The book presents the rules in a variety of notations, including Chen’s, Finkelstein’s IE notation, James Martin’s ERDs, and the IDEF1X notation for semantic information models. It compares the most popular modeling styles and demonstrates that good models can be built using any type of notation. It also describes how to use CASE tools to build models efficiently without neglecting accuracy.
Finally, The Data Modeling Handbook proposes a detailed guide for establishing an ongoing quality assessment program that does not impede the data model design workflow.
This book talks about the ambiguities that make every data modeling project difficult – and eventually lead us to failure if we do not deal with them properly. It also delves into the more philosophical aspects of database design, venturing into crucial issues that were raised in the 1970s and are still valid today. The topics are presented in a technology-agnostic way and with a pleasant, easy-to-read, and sometimes humorous writing style.

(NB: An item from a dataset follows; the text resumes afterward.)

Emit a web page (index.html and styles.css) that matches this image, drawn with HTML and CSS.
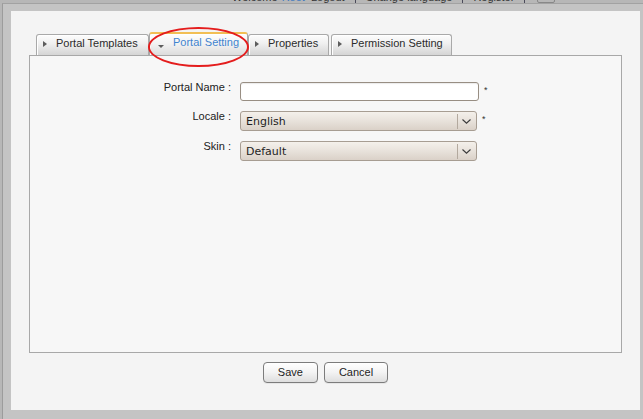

Don’t expect to find a practical guide to data modeling in the pages of Data and Reality; it’s advisable to have prior database design knowledge to get the most out of this book. But if you’ve already designed a few databases and have had to jump through some hoops, you’ll find a few concepts that will prove invaluable.
The author, William Kent, emphasizes the notion that every model is imperfect due to the complexity and ambiguity of reality. He posits that simplistic attempts to capture reality in a “pseudo-exact” way lead straight to nowhere. Far from presenting a bleak picture for database designers, Kent gets right to the heart of the key concepts we need to keep in mind to make a data model successful.
A Data Modeling Book for Every Occasion
When looking for books on data modeling, you may prefer one that gets you started in the practice from scratch, or one that teaches everything from A to Z, or one that you can keep handy to refer to when you need to solve a particular problem, or even one that is a fun read to take with you on vacation. Whatever your preferences, the right book for you is surely in the list we have presented here. ¡Happy reading!